> _THE INPUT_:
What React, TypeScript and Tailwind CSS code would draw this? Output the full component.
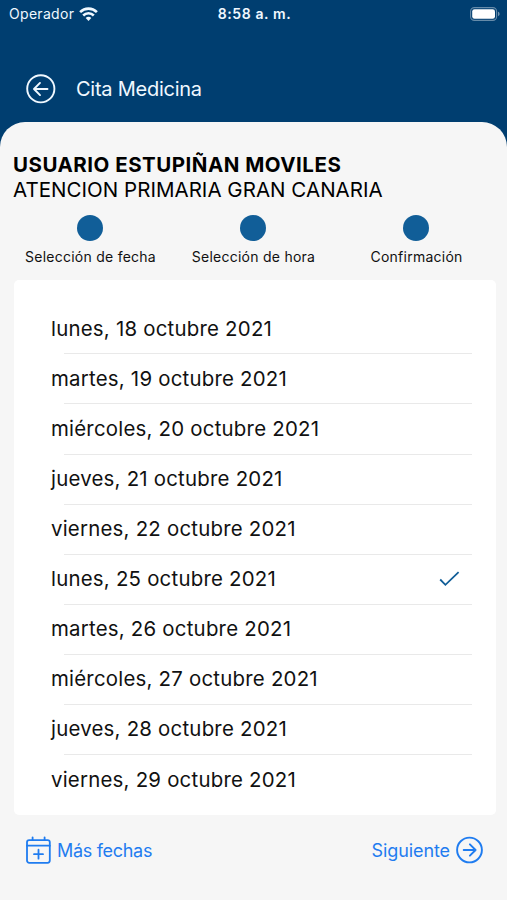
const steps = ['Selección de fecha', 'Selección de hora', 'Confirmación'];

const dates = [
  { label: 'lunes, 18 octubre 2021' },
  { label: 'martes, 19 octubre 2021' },
  { label: 'miércoles, 20 octubre 2021' },
  { label: 'jueves, 21 octubre 2021' },
  { label: 'viernes, 22 octubre 2021' },
  { label: 'lunes, 25 octubre 2021', selected: true },
  { label: 'martes, 26 octubre 2021' },
  { label: 'miércoles, 27 octubre 2021' },
  { label: 'jueves, 28 octubre 2021' },
  { label: 'viernes, 29 octubre 2021' },
];

function WifiIcon() {
  return (
    <svg width="19" height="14" viewBox="0 0 19 14" fill="none" stroke="currentColor" strokeWidth="2.6">
      <path d="M1.1 5.1a11.9 11.9 0 0 1 16.8 0" />
      <path d="M4.2 8.5a7.5 7.5 0 0 1 10.6 0" />
      <path d="M9.5 13.9 6.7 11a3.9 3.9 0 0 1 5.6 0Z" fill="currentColor" stroke="none" />
    </svg>
  );
}

function BatteryIcon() {
  return (
    <svg width="30" height="14" viewBox="0 0 30 14" fill="none">
      <rect x="0.6" y="0.6" width="26" height="12.8" rx="3.8" stroke="white" strokeOpacity="0.4" strokeWidth="1.1" />
      <rect x="2.2" y="2.2" width="22.8" height="9.6" rx="2.3" fill="white" />
      <path d="M28 4.8v4.4c1-.3 1.6-1.2 1.6-2.2S29 5.1 28 4.8Z" fill="white" fillOpacity="0.45" />
    </svg>
  );
}

function ArrowCircle({ back = false }: { back?: boolean }) {
  return back ? (
    <svg width="30" height="30" viewBox="0 0 30 30" fill="none" stroke="currentColor" strokeWidth="1.9" strokeLinecap="round" strokeLinejoin="round">
      <circle cx="14.8" cy="14.8" r="13.6" />
      <path d="M21.5 15h-13M14 8.900 8 15l6 6.100" />
    </svg>
  ) : (
    <svg width="28" height="28" viewBox="0 0 28 28" fill="none" stroke="currentColor" strokeWidth="1.9" strokeLinecap="round" strokeLinejoin="round">
      <circle cx="13.5" cy="14" r="12.4" />
      <path d="M7.7 14h11.9M13.9 8.3l5.7 5.7-5.700 5.700" />
    </svg>
  );
}

function CalendarPlusIcon() {
  return (
    <svg width="26" height="28" viewBox="0 0 26 28" fill="none" stroke="currentColor" strokeWidth="1.8" strokeLinecap="round" strokeLinejoin="round">
      <rect x="1" y="4.1" width="22.8" height="22.7" rx="2.2" />
      <path d="M1 9.7h22.8M6.6 1.3v2.8M18.6 1.3v2.8M12.500 13.700v9M8 18.200h9" />
    </svg>
  );
}

export default function App() {
  return (
    <main className="flex h-[900px] w-[507px] flex-col overflow-hidden bg-[#003e70] font-['Inter',sans-serif] text-[#111]">
      <header className="flex h-[122px] shrink-0 flex-col text-[#f0f8ff]">
        <div className="grid h-[27px] grid-cols-3 items-center pr-[7px] pl-[9px]">
          <div className="flex items-center gap-[5px]">
            <span className="text-[14px] tracking-[0.3px]">Operador</span>
            <WifiIcon />
          </div>
          <span className="text-center text-[14px] font-semibold tracking-[0.6px] whitespace-nowrap">8:58 a. m.</span>
          <div className="flex justify-end">
            <BatteryIcon />
          </div>
        </div>
        <div className="flex items-center gap-5 pt-[47px] pl-[26px]">
          <button type="button" aria-label="Volver">
            <ArrowCircle back />
          </button>
          <h1 className="text-[20px] leading-[29px] tracking-[-0.25px]">Cita Medicina</h1>
        </div>
      </header>

      <section className="flex grow flex-col rounded-t-[25px] bg-[#f6f6f6] pt-[30px]">
        <div className="pl-[13px] text-[20.5px] leading-[25px] whitespace-nowrap text-black">
          <p className="font-bold tracking-[0.5px]">USUARIO ESTUPIÑAN MOVILES</p>
          <p className="tracking-[0.03px]">ATENCION PRIMARIA GRAN CANARIA</p>
        </div>

        <ol className="mt-[13px] mr-[10px] ml-2 grid h-[65px] grid-cols-3">
          {steps.map((step) => (
            <li key={step} className="flex flex-col items-center">
              <span className="size-[26px] rounded-full bg-[#115e98]" />
              <span className="mt-[6px] pl-[2px] text-[14px] leading-5 tracking-[0.25px] whitespace-nowrap">{step}</span>
            </li>
          ))}
        </ol>

        <ul className="mr-[11px] ml-[14.400px] h-[535px] rounded-[5px] bg-white pt-[24.300px] pr-6 pl-[36.600px]">
          {dates.map((date, index) => (
            <li key={date.label} className="flex h-[50.1px] flex-col">
              <div className="flex grow items-center justify-between">
                <span className="text-[20.4px] tracking-[0.23px]">{date.label}</span>
                {date.selected && (
                  <svg className="mr-3 text-[#115e98]" width="21" height="16" viewBox="0 0 21 16" fill="none" stroke="currentColor" strokeWidth="1.8">
                    <path d="m1.2 8.5 5.2 5.3L19.6 1.2" />
                  </svg>
                )}
              </div>
              {index < dates.length - 1 && <div className="ml-[13px] h-px bg-[#e9e9e9]" />}
            </li>
          ))}
        </ul>

        <footer className="flex items-center justify-between pt-[21px] pr-[23px] pl-[26px] text-[18px] text-[#1f7cf0]">
          <button type="button" className="flex items-center gap-[5px]">
            <CalendarPlusIcon />
            <span className="pt-px leading-[27px] tracking-[-0.3px]">Más fechas</span>
          </button>
          <button type="button" className="flex items-center gap-[6px]">
            <span className="pt-px leading-[27px] tracking-[-0.1px]">Siguiente</span>
            <ArrowCircle />
          </button>
        </footer>
      </section>
    </main>
  );
}
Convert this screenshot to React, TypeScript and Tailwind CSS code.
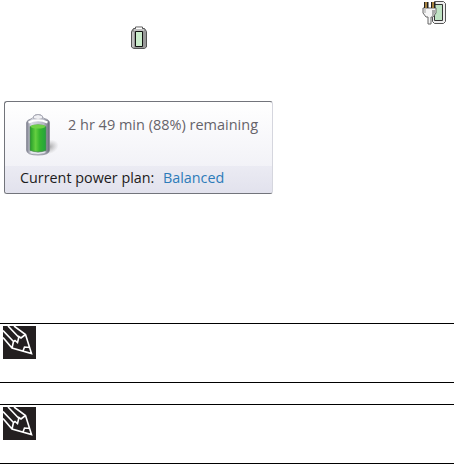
import React from 'react';

function BatteryTrayIcon() {
  return (
    <svg width="16" height="24" viewBox="0 0 16 24" className="block">
      <path d="M4.500 1h7v1.500h2l2 3V21l-2 1.500h-11L.5 21V5.500l2-3h2z" fill="#999" stroke="#555" />
      <path d="M5 1.500h6V3H5z" fill="#fff" />
      <path d="M2 6v15M3 4h10" stroke="#e8e8e8" fill="none" />
      <path d="M4.500 5.500h7v15h-7z" fill="#caeccb" stroke="#111" />
    </svg>
  );
}

function PluggedTrayIcon() {
  return (
    <svg width="25" height="25" viewBox="0 0 25 25" className="block">
      <path d="M12.500 1.500h9l2 2v18l-2 2h-9l-2-2v-18z" fill="#eee" stroke="#555" />
      <path d="M12.500 4.500h8v16h-8z" fill="#bfe3c3" stroke="#333" />
      <path d="M1 8h13v5l-3 4H9v7H6v-7H4l-3-4z" fill="#f5f5f5" stroke="#666" />
      <path d="M2 8.500h2V13H2z" fill="#ccc" />
      <path d="M10 10h3v3l-2 3h-1z" fill="#aaa" />
      <path d="M2 2h4.500v6H2zM9 2h4.500v6H9z" fill="#222" />
      <path d="M4 2v6M11 2v6" stroke="#d2a24b" strokeWidth="1.5" />
    </svg>
  );
}

function BatteryIcon() {
  return (
    <svg width="34" height="44" viewBox="0 0 34 44" className="block">
      <defs>
        <linearGradient id="shell">
          <stop offset="0" stopColor="#777988" />
          <stop offset=".2" stopColor="#d8dae3" />
          <stop offset=".75" stopColor="#b6b8c4" />
          <stop offset="1" stopColor="#666875" />
        </linearGradient>
        <linearGradient id="charge">
          <stop offset="0" stopColor="#239b28" />
          <stop offset=".35" stopColor="#64cf40" />
          <stop offset=".6" stopColor="#36b52e" />
          <stop offset="1" stopColor="#23a33c" />
        </linearGradient>
        <radialGradient id="shade">
          <stop offset="0" stopColor="#777" stopOpacity=".65" />
          <stop offset="1" stopColor="#999" stopOpacity="0" />
        </radialGradient>
      </defs>
      <ellipse cx="24" cy="34" rx="10" ry="7" fill="url(#shade)" transform="rotate(-20 24 34)" />
      <path d="M1.500 10Q1.500 7 7 5.500l2-2q0-2 4-2t4 2l2 2q5.500 1 5.500 4.500v27q0 5-11.500 5T1.500 37z" fill="url(#shell)" stroke="#8b8d99" strokeWidth=".8" />
      <path d="M8.500 3q4.500-3 9 0v2.500q-4.500 2-9 0z" fill="#f0f0f4" stroke="#9b9caa" strokeWidth=".7" />
      <path d="M3.500 9.500Q13 5 22.500 9.500" fill="none" stroke="#fff" strokeWidth="2" />
      <path d="M5 13.500q8-3.500 16 0v24q-8 3-16 0z" fill="url(#charge)" stroke="#54845d" strokeWidth=".6" />
      <ellipse cx="13" cy="13.500" rx="7.500" ry="2" fill="#6fd146" />
      <path d="M5.500 39q7.500 3 15 0" fill="none" stroke="#eceef3" />
    </svg>
  );
}

function PencilIcon() {
  return (
    <svg width="33" height="33" viewBox="0 0 33 33" className="block bg-[#231f20]">
      <path
        d="M11 0L22.500 8.500l6 19L9 22 0 11.500M5 0l10.500 11M0 4.500L10.500 15.500M9 22l1.500-6.500 1.500-1 2.500 2 1.500-6 2 1.500 4.500-3.500M20 25l1.500-4 5.500.5"
        fill="none"
        stroke="#fff"
        strokeWidth="1.600"
      />
    </svg>
  );
}

function Note() {
  return (
    <div className="h-[60px] border-y border-black pt-[2px] pl-[3px]">
      <PencilIcon />
    </div>
  );
}

export default function App() {
  return (
    <div className="h-[464px] w-[454px] overflow-hidden bg-white font-['Open_Sans',sans-serif]">
      <div className="flex h-[26px] justify-end pr-[7px]">
        <PluggedTrayIcon />
      </div>
      <div className="h-[75px] pl-[131px]">
        <BatteryTrayIcon />
      </div>

      {/* Power status flyout */}
      <div className="ml-1 flex h-[93px] w-[269px] flex-col overflow-hidden rounded-[3px] border border-[#72747b] border-r-[#d5d6de] bg-linear-to-b from-white to-[#ededf4]">
        <div className="flex h-[64px] pt-[11px] pl-5">
          <BatteryIcon />
          <div className="ml-[9px] h-5 w-[200px] origin-left scale-x-[0.966] text-[15px] leading-[22px] whitespace-nowrap text-[#66636a]">
            2 hr 49 min (88%) remaining
          </div>
        </div>
        <div className="flex flex-1 bg-linear-to-b from-[#ebebf3] to-[#e2e2ed] pl-[15px] text-[15px] leading-[23px] whitespace-nowrap">
          <div className="w-[143px] origin-left scale-x-[0.956] text-[#1c1b20]">Current power plan:</div>
          <div className="origin-left scale-x-[0.956] text-[#2d7bb9]">Balanced</div>
        </div>
      </div>

      <div className="mt-[129px] flex flex-col gap-[21px]">
        <Note />
        <Note />
      </div>
    </div>
  );
}
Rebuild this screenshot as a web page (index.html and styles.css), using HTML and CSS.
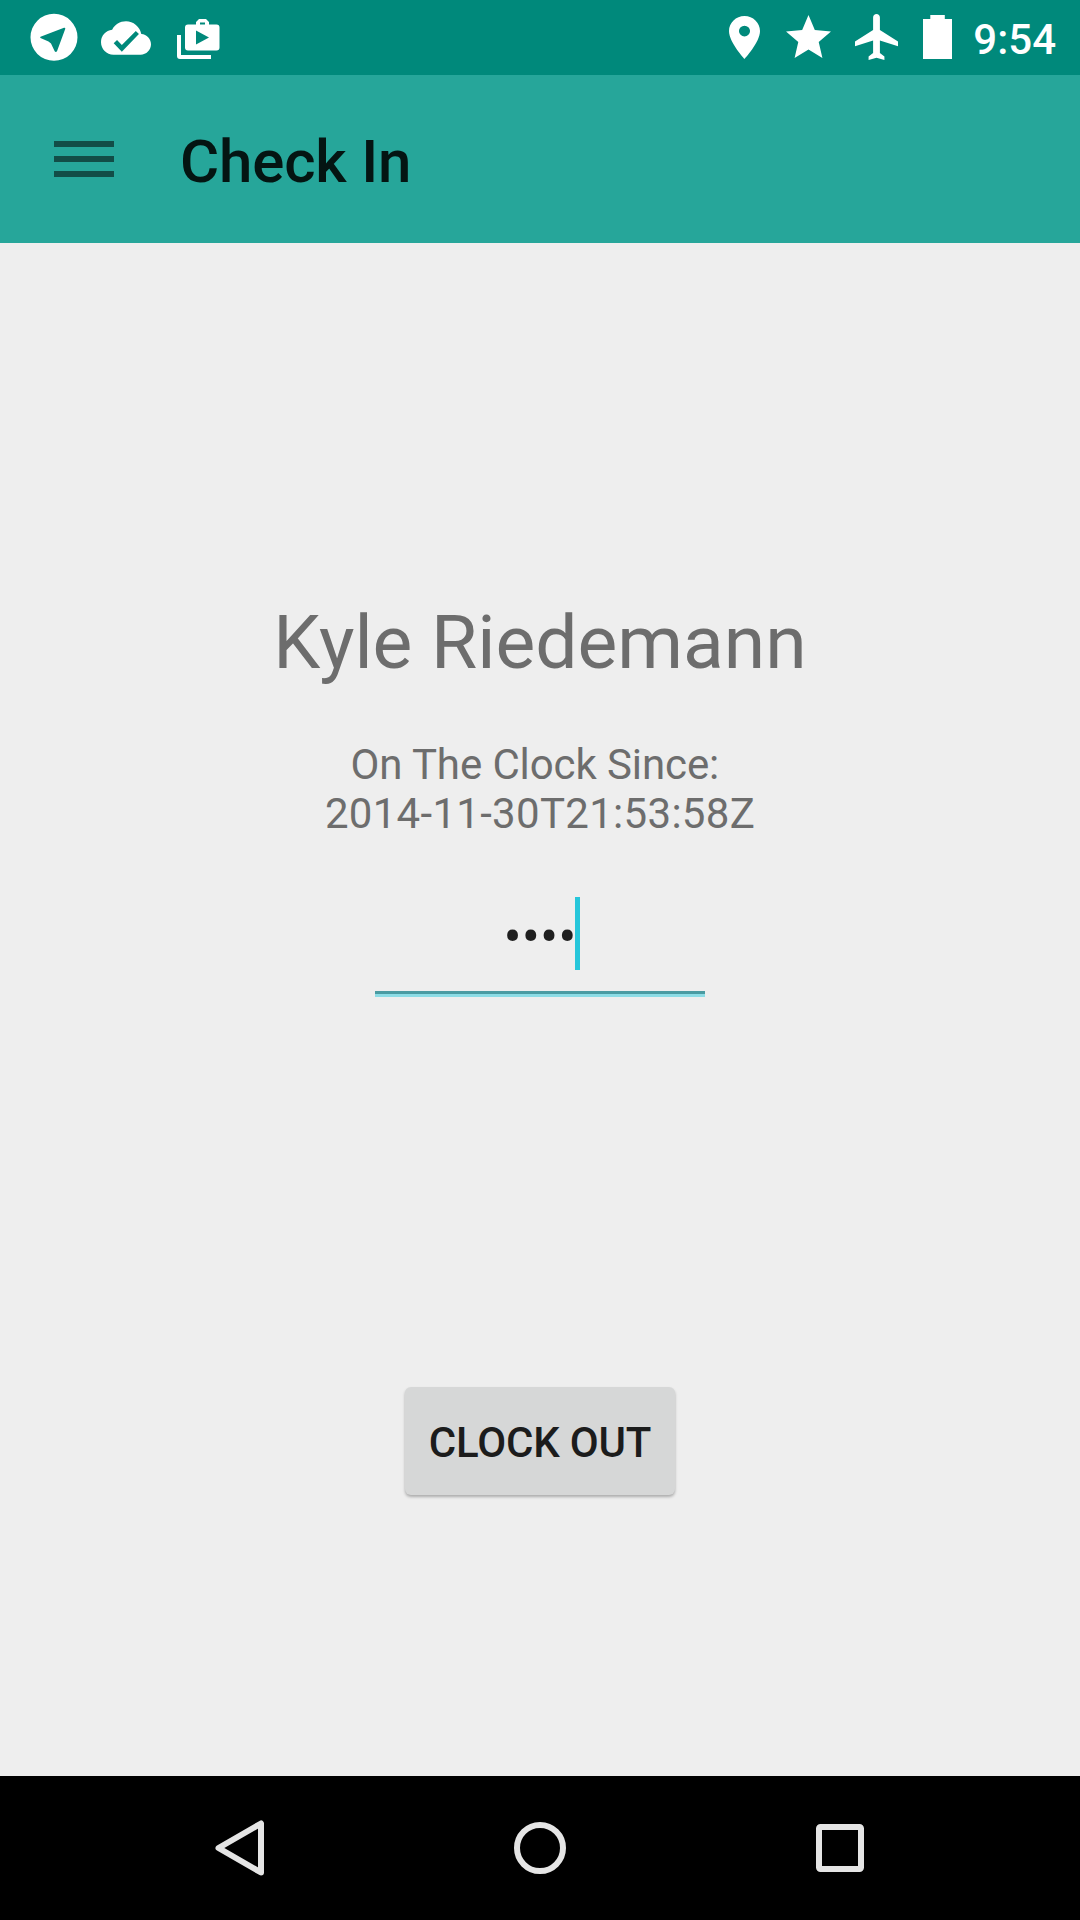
FILE: index.html
```html
<!DOCTYPE html>
<html lang="en">
<head>
<meta charset="utf-8">
<title>Check In</title>
<link rel="stylesheet" href="styles.css">
</head>
<body>
<div class="screen">
  <header class="status-bar">
    <div class="notifications">
      <svg width="48" height="48" viewBox="0 0 48 48" fill="#fff"><path fill-rule="evenodd" d="M24 .8a23.5 23.5 0 1 0 0 47A23.500 23.500 0 0 0 24 .8zM10.500 23.700L34 14.800Q35.700 14.500 35.200 16L27 38.300Q25.800 39.800 24.700 38.300L21 30.500 18.500 28.500 10.500 25Q9.800 24.300 10.500 23.700z"/></svg>
      <svg width="50" height="50" viewBox="0 0 24 24" fill="#fff"><path d="M19.350 10.040A7.490 7.490 0 0 0 12 4C9.110 4 6.600 5.640 5.350 8.040A5.994 5.994 0 0 0 0 14c0 3.310 2.690 6 6 6h13c2.760 0 5-2.240 5-5 0-2.640-2.050-4.780-4.650-4.960zM10 18.600l-3.900-4.100 1.600-1.600L10 15.300 16.700 8.600l1.500 1.500L10 18.600z"/></svg>
      <svg class="briefcase" width="44" height="42" viewBox="0 0 44 42" fill="#fff"><path fill-rule="evenodd" d="M0 17h4v20h30v4H3Q0 41 0 38zM8 9.500Q8 6.500 11 6.500h8V4l3-3h7l3 3v2.500h7.500Q42.500 6.500 42.500 9.500v20Q42.500 32.500 39.500 32.500H11Q8 32.500 8 29.500zM23 4.500v2h5v-2zM19 12.500v14l13-7z"/></svg>
    </div>
    <div class="system">
      <svg class="pin" width="31" height="43" viewBox="5 2 14 20" preserveAspectRatio="none" fill="#fff"><path d="M12 2C8.130 2 5 5.130 5 9c0 5.250 7 13 7 13s7-7.750 7-13c0-3.870-3.130-7-7-7zm0 9.500a2.500 2.500 0 1 1 0-5 2.500 2.500 0 0 1 0 5z"/></svg>
      <svg class="star" width="45" height="43" viewBox="2 2 20 19" preserveAspectRatio="none" fill="#fff"><path d="M12 17.270 18.180 21l-1.640-7.030L22 9.240l-7.190-.610L12 2 9.190 8.630 2 9.240l5.460 4.730L5.820 21z"/></svg>
      <svg class="plane" width="43" height="46" viewBox="2 2 19 20" preserveAspectRatio="none" fill="#fff"><path d="M21 16v-2l-8-5V3.500c0-.830-.670-1.500-1.500-1.500S10 2.670 10 3.500V9l-8 5v2l8-2.500V19l-2 1.500V22l3.500-1 3.500 1v-1.500L13 19v-5.500z"/></svg>
      <svg class="battery" width="29" height="44" viewBox="0 0 29 44" fill="#fff"><path d="M7.300 0h14.500v4H29v40H0V4h7.300z"/></svg>
      <span class="time">9:54</span>
    </div>
  </header>
  <div class="toolbar">
    <div class="menu"><i></i><i></i><i></i></div>
    <h1 class="title">Check In</h1>
  </div>
  <main class="content">
    <div class="name">Kyle Riedemann</div>
    <div class="since">On The Clock Since:&nbsp;<br><span class="timestamp">2014-11-30T21:53:58Z</span></div>
    <div class="pin-field"><span class="dots">••••</span><span class="caret"></span></div>
    <button class="clock-out">CLOCK OUT</button>
  </main>
  <nav class="nav-bar">
    <svg class="back" width="60" height="60" viewBox="0 0 60 60"><path d="M51 5.500v49L8.500 30z"/></svg>
    <svg class="home" width="60" height="60" viewBox="0 0 60 60"><circle cx="30" cy="30" r="23"/></svg>
    <svg class="recent" width="60" height="60" viewBox="0 0 60 60"><rect x="9" y="9" width="42" height="42" rx="1.500"/></svg>
  </nav>
</div>
</body>
</html>
```
FILE: styles.css
```css
* { box-sizing: border-box; }
body { margin: 0; font-family: Roboto, "Liberation Sans", sans-serif; }
svg { display: block; flex: none; }

.screen { width: 1080px; height: 1920px; display: flex; flex-direction: column; background: #eee; }

.status-bar { height: 75px; flex: none; display: flex; justify-content: space-between; background: #00897b; padding: 0 24px 0 30px; }
.notifications, .system { display: flex; align-items: flex-start; }
.notifications { padding-top: 13px; }
.notifications svg:nth-child(2) { margin-left: 23px; }
.briefcase { margin: 5px 0 0 26px; }
.system { padding-top: 14px; }
.pin { margin-top: 2px; }
.star { margin: 1px 0 0 26px; }
.plane { margin-left: 24px; }
.battery { margin: 1px 0 0 25px; }
.time { margin: 1px 0 0 21px; font-size: 42px; line-height: 49px; font-weight: 500; color: #fff; }

.toolbar { height: 168px; flex: none; display: flex; align-items: center; background: #26a69a; padding-left: 54px; }
.menu { width: 60px; display: flex; flex-direction: column; gap: 9px; }
.menu i { height: 6px; background: #124d47; }
.title { margin: 6px 0 0 66px; font-size: 60px; line-height: 70px; font-weight: 500; letter-spacing: -.15px; color: #041512; }

.content { flex: 1; display: flex; flex-direction: column; align-items: center; color: #6d6d6d; padding-top: 355px; }
.name { font-size: 75px; line-height: 88px; }
.since { margin-top: 54px; font-size: 42px; line-height: 49px; text-align: center; letter-spacing: -.1px; }
.timestamp { letter-spacing: .3px; }
.pin-field { width: 330px; height: 100px; margin-top: 59px; display: flex; justify-content: center; border-bottom: 3px solid #8cdce5; box-shadow: inset 0 -3px #4a9ba2; }
.dots { padding-top: 3px; font-size: 54px; line-height: 73px; color: #1f1f1f; }
.caret { width: 5px; height: 73px; margin: 0 -4px 0 -1px; background: #26c6da; }
.clock-out { width: 270px; height: 108px; margin-top: 390px; padding: 2px 0 0; border: 0; border-radius: 6px; background: #d6d7d7; box-shadow: 0 2px 3px rgba(0, 0, 0, .28); font: 500 42px/49px Roboto, "Liberation Sans", sans-serif; letter-spacing: -.2px; color: #1c1c1c; }

.nav-bar { height: 144px; flex: none; display: flex; align-items: center; justify-content: space-between; padding: 0 210px; background: #000; }
.nav-bar svg { fill: none; stroke: #e5e5e5; stroke-width: 6; stroke-linejoin: round; }
```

> _TASK TO COMPLETE_: Copy out only the lines from the one containing "Convert this screenshot" through the one containing "import React from 'react';", exactly, with both ends. Any picture is left out.

> _THE SOLUTION_:
Convert this screenshot to React, TypeScript and Tailwind CSS code.
import React from 'react';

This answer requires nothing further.